If you are building across more than one source, the full ScrapeNow scraper catalog includes 86+ pre-built scrapers. The catalog covers Indeed, Glassdoor, LinkedIn, Google, Amazon, Yelp, Zillow, and other platforms.

Use one source identifier across all tables. For example, store source='indeed' for job rows and source='indeed_company' for employer rows.

Use the Indeed scraper hub when you want to expand from jobs into companies. Keeping the hub in your runbook helps other developers find the matching company scrapers.

Pricing for the Indeed jobs scraper

ScrapeNow pre-built scrapers use credit pricing. One returned row costs 1 credit, starting at $0.04 per credit for 1 to 250 credits and dropping to $0.012 per credit at 100K+ credits.

For URL extraction, start with Indeed Jobs Extract by URL. For search-based collection, use Indeed Jobs Search by Keyword.

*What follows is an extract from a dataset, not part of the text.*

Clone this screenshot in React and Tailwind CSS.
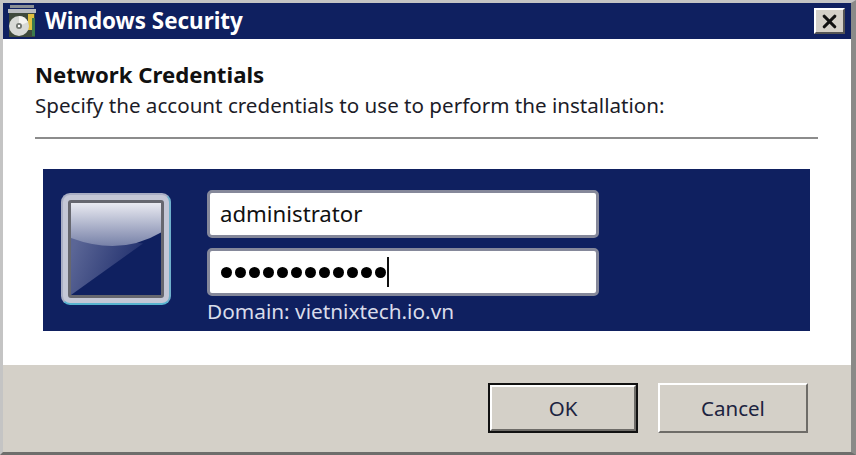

Budget URL extraction from the number of input URLs. Budget keyword search from observed result counts, since one search query can return many job records.

Keep a daily credit cap in your scheduler. Search pages change, and a broad query can return more rows than the previous run.

Run the API client against 10 URLs

Copy the Python client above, replace YOUR_API_KEY, and run it against 10 known Indeed job URLs. Use records you can verify in the browser.

Check that every returned jobid matches the jk value in the input URL. Then write the JSON to your raw store and insert normalized rows into your indeed_jobs table.

After the first batch works, add queue integration, retries, and dedupe. Keep the polling interval at 5 seconds until you have enough run history to change it.

The next production step is specific. Run indeed-jobs-extract-by-url, save the returned API job ID, fetch JSON results, and upsert by jobid.